Fall and early winter, when food pressure pushes them deeper into town

In fall and early winter, food and weather start driving the bus. As wild prey patterns shift, cover dies back, and nights get colder, coyotes lean harder on anything that’s easy: trash, pet food, compost, fallen fruit, and small pets left outside. That’s when neighborhoods see an uptick in “bold” behavior—coyotes trotting streets at dawn, crossing driveways behind people, and hanging around long enough to make folks nervous. Some of that isn’t aggression; it’s a predator doing math on calories and risk. But when a coyote has already had a season or two of easy wins around people, that fall and early winter window is when it may test fences, push into tighter spaces, and take more chances around porches and dog runs. Locking down food sources before that pressure hits does more for everyone’s safety than any amount of shouting after a coyote has already gotten used to eating in your yard.
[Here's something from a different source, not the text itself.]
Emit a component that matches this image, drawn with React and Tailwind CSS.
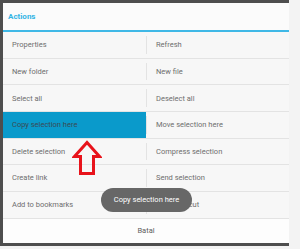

Anytime humans teach them that yards are easy and people are harmless

The last “season” has nothing to do with the calendar and everything to do with what people have been doing on that block for the last few years. Coyotes get truly problematic in neighborhoods when they’ve spent enough time being fed—directly or indirectly—and almost no time being pushed back. If a coyote can pull food out of trash, grab snacks off decks, and walk through parks without anyone hazing it, then it stops treating humans as something to avoid and starts treating us like background noise. In that situation, any time of year can feel like “the most aggressive” because the animal has no reason to give you space anymore. That’s why the best defense isn’t waiting for a particular month and then panicking; it’s treating every sighting as a training opportunity. Lock down attractants year-round, haze coyotes that hang around instead of leaving, and loop in neighbors so the message is consistent. Do that, and even during breeding, pup season, and food crunches, most coyotes will still decide your neighborhood is more work than it’s worth.